#### Data provided ####

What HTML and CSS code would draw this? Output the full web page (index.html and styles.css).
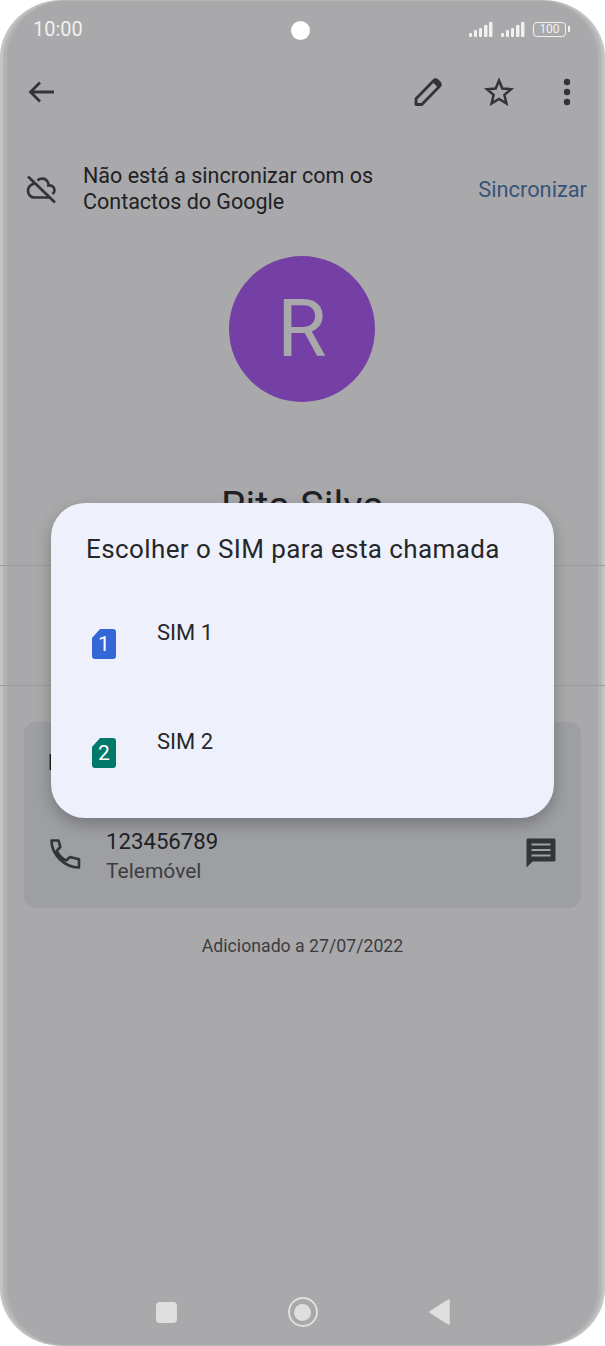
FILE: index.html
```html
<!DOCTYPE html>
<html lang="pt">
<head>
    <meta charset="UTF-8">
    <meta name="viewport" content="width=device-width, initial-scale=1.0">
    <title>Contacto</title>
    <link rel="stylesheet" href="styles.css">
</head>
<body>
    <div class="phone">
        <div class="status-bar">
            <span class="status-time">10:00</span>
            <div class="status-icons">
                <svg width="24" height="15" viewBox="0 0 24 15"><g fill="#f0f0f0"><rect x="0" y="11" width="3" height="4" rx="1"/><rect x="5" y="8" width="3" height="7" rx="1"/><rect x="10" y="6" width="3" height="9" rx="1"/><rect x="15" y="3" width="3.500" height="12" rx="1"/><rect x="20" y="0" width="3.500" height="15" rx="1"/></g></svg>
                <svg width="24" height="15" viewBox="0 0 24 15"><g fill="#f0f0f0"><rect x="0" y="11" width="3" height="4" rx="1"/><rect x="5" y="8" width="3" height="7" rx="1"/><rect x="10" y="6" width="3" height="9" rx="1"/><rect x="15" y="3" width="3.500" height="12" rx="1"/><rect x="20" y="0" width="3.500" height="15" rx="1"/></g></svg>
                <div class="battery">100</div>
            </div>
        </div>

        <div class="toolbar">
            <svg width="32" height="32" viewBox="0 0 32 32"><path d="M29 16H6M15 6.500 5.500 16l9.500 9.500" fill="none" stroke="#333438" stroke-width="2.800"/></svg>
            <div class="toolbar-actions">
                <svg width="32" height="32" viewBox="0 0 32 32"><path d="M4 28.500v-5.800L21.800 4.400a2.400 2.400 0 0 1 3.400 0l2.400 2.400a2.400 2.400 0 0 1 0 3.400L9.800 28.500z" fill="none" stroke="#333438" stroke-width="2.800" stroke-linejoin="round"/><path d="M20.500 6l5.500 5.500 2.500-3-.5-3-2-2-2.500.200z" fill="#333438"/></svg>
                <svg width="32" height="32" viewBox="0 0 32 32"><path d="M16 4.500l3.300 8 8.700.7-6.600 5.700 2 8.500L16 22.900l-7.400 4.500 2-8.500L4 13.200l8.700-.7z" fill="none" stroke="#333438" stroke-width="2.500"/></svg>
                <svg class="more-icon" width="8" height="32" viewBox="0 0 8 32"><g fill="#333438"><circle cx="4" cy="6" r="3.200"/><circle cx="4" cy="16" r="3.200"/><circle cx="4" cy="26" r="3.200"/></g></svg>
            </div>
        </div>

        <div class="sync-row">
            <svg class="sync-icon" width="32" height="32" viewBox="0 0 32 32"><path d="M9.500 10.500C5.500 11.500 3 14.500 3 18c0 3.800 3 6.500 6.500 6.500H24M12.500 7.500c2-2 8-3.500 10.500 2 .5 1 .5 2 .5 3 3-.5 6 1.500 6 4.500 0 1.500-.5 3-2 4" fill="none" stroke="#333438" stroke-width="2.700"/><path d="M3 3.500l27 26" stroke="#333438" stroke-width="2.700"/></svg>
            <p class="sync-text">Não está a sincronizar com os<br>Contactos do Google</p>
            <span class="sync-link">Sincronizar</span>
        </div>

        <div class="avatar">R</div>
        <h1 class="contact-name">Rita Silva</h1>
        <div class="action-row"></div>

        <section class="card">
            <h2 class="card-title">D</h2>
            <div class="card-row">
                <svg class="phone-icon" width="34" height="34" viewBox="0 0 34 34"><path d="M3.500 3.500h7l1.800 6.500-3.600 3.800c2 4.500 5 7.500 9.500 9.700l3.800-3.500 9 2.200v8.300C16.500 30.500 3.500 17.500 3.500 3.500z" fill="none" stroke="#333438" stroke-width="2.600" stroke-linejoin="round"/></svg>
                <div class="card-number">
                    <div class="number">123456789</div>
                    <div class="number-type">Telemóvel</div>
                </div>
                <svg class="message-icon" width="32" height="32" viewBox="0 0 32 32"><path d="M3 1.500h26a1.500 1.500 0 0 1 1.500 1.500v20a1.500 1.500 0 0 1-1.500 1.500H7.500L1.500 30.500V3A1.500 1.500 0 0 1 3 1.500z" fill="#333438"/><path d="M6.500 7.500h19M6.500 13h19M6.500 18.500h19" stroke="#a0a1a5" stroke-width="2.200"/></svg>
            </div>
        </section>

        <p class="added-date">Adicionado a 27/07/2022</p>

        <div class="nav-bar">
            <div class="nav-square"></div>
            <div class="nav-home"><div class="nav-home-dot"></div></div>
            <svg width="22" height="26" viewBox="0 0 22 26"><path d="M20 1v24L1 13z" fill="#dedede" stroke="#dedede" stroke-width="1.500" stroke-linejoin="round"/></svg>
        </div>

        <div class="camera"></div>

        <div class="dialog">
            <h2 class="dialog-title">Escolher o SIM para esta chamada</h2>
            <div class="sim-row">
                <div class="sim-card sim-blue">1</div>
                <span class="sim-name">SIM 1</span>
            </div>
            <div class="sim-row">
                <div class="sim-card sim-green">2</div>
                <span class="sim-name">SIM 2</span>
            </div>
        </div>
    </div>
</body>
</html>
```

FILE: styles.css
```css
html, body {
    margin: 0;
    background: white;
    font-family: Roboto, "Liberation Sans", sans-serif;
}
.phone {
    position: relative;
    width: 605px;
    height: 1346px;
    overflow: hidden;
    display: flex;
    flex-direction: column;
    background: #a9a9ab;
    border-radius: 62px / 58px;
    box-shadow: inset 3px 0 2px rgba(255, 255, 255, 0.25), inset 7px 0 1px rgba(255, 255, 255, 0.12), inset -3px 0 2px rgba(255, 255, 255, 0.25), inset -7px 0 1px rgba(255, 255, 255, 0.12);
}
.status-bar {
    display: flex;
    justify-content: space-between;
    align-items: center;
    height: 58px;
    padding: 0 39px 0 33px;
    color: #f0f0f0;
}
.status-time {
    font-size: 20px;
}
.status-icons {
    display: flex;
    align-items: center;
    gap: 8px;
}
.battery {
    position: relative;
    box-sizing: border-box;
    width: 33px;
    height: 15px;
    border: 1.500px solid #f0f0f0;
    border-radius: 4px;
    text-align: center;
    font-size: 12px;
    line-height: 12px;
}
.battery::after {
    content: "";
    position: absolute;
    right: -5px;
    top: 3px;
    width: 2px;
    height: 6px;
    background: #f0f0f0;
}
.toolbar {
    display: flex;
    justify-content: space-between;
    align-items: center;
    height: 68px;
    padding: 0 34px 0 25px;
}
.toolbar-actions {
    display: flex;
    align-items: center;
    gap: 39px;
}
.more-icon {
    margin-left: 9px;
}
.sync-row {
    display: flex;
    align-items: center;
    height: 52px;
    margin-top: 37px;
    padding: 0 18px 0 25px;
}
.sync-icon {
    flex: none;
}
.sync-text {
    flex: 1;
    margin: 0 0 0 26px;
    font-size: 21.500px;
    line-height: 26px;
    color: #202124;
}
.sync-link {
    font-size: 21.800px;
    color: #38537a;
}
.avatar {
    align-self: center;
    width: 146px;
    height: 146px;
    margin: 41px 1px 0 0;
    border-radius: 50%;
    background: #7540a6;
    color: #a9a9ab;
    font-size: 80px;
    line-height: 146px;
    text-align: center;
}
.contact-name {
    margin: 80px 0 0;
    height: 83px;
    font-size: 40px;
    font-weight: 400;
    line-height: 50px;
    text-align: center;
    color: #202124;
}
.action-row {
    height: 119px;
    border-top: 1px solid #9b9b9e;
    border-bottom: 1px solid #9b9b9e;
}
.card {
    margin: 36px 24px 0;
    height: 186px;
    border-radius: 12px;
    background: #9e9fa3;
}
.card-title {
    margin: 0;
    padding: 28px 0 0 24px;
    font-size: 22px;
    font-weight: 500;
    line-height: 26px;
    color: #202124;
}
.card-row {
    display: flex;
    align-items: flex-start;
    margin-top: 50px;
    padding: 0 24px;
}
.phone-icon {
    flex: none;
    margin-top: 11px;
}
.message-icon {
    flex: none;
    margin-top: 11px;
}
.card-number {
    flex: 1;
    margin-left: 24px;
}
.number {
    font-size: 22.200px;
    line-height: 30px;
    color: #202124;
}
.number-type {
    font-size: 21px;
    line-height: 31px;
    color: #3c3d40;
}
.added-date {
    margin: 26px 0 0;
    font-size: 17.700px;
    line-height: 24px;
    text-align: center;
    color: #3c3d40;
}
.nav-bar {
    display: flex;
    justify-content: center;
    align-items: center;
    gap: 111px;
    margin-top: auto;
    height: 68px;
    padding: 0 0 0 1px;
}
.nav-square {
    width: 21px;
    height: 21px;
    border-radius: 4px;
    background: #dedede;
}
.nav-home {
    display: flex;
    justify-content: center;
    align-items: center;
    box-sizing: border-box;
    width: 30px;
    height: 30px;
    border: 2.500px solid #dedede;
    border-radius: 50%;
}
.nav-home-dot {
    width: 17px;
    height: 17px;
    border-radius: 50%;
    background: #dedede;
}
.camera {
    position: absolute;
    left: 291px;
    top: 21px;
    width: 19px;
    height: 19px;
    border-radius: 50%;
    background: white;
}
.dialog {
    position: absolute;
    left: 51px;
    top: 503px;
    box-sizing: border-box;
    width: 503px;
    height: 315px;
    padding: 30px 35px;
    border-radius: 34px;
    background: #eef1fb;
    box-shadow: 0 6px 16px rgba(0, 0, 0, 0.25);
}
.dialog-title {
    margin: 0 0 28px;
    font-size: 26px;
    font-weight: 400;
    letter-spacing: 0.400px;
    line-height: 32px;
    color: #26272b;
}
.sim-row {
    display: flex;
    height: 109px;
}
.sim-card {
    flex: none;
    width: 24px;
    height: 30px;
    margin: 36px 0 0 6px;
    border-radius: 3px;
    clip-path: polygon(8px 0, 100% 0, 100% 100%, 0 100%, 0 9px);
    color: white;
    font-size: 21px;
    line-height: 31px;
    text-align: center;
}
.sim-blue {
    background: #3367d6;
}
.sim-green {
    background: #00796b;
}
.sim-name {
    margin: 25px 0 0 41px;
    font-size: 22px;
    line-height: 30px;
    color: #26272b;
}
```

####
#### Data provided ####

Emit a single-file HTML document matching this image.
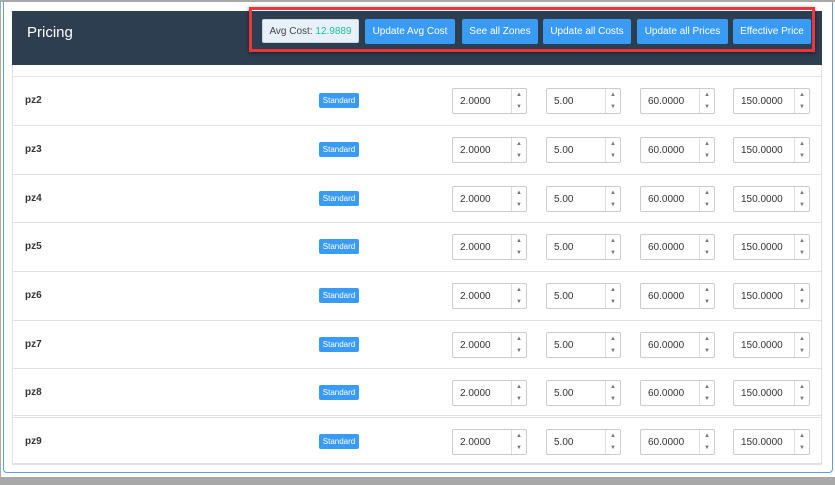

####
#### Data provided ####

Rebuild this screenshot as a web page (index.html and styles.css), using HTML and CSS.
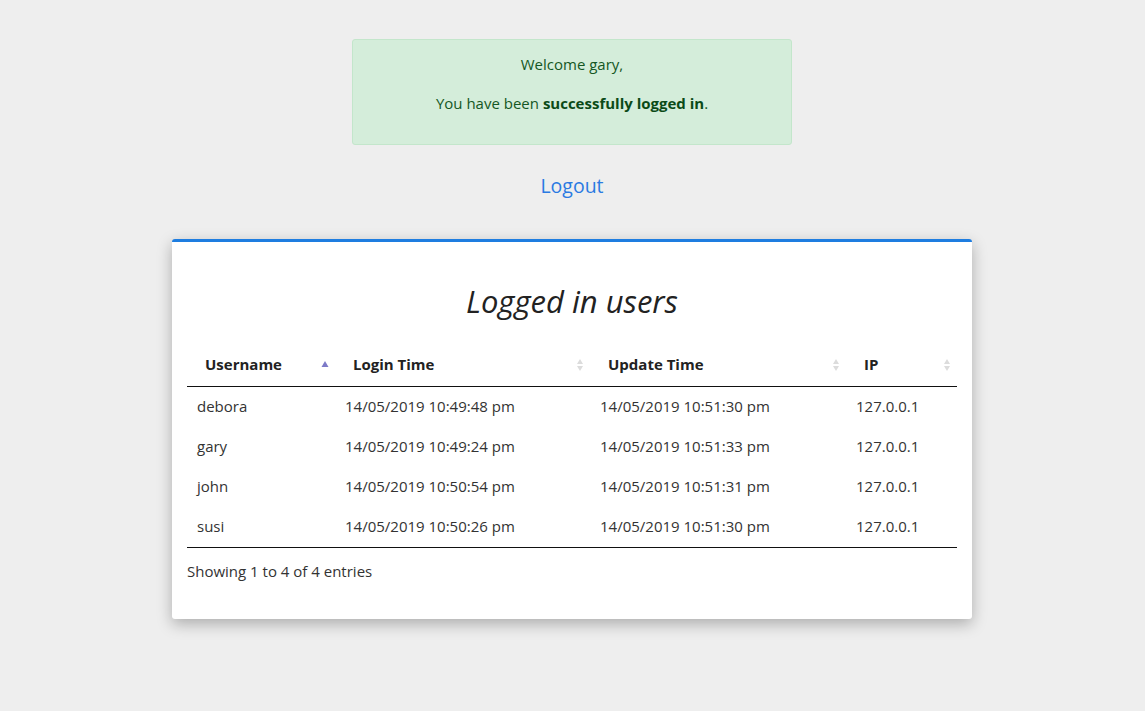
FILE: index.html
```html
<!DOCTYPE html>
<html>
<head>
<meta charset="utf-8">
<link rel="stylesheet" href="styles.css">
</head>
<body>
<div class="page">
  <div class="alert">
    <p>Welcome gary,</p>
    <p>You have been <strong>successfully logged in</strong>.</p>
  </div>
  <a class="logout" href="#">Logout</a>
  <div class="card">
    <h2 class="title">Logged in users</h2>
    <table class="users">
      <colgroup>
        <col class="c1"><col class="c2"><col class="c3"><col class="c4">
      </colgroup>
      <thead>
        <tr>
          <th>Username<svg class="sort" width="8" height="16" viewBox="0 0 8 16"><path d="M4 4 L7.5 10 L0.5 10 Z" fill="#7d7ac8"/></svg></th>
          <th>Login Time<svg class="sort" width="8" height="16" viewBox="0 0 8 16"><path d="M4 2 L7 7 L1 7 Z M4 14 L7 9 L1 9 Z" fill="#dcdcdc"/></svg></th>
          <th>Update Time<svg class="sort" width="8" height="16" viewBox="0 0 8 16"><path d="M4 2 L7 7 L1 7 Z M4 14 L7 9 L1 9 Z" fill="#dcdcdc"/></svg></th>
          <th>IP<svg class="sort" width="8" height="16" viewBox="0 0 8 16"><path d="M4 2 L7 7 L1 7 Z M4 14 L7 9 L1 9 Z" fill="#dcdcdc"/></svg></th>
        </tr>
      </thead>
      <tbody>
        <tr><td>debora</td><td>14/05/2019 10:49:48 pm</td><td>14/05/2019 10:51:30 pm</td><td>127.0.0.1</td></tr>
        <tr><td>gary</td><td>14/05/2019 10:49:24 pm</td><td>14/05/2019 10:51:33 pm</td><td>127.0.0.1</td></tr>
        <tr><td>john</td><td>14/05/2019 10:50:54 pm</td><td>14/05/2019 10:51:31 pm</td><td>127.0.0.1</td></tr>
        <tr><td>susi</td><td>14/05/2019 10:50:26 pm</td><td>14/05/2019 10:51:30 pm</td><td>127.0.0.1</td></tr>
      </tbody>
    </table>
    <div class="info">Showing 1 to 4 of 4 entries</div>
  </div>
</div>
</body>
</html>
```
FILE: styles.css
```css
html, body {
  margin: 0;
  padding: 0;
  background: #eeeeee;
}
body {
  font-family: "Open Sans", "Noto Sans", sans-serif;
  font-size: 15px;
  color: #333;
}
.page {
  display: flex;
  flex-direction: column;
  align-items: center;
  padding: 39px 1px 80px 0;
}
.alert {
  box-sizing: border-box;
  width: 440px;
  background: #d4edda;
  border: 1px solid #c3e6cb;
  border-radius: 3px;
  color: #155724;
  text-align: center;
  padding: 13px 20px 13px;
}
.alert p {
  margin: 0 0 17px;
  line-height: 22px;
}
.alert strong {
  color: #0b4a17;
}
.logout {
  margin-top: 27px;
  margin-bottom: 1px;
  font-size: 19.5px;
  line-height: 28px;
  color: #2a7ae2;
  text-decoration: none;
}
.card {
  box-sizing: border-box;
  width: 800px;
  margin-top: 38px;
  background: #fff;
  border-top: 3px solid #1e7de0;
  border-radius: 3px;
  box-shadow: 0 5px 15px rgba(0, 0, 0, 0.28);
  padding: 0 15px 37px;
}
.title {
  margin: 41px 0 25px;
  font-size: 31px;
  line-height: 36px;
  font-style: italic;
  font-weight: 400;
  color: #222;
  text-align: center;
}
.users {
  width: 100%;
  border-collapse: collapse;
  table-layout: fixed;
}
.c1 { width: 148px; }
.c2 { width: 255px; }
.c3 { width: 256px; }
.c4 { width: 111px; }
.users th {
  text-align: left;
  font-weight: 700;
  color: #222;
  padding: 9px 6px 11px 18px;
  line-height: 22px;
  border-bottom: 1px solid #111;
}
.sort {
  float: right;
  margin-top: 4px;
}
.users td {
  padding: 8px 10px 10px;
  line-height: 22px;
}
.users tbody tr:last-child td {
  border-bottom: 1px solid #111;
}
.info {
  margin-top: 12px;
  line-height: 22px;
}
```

####

What you will do: Where does the word "index" appear in the listing? List each line that holds it.

Full response:
What HTML and CSS code would draw this? Output the full web page (index.html and styles.css).
FILE: index.html
Rebuild this screenshot as a web page (index.html and styles.css), using HTML and CSS.
FILE: index.html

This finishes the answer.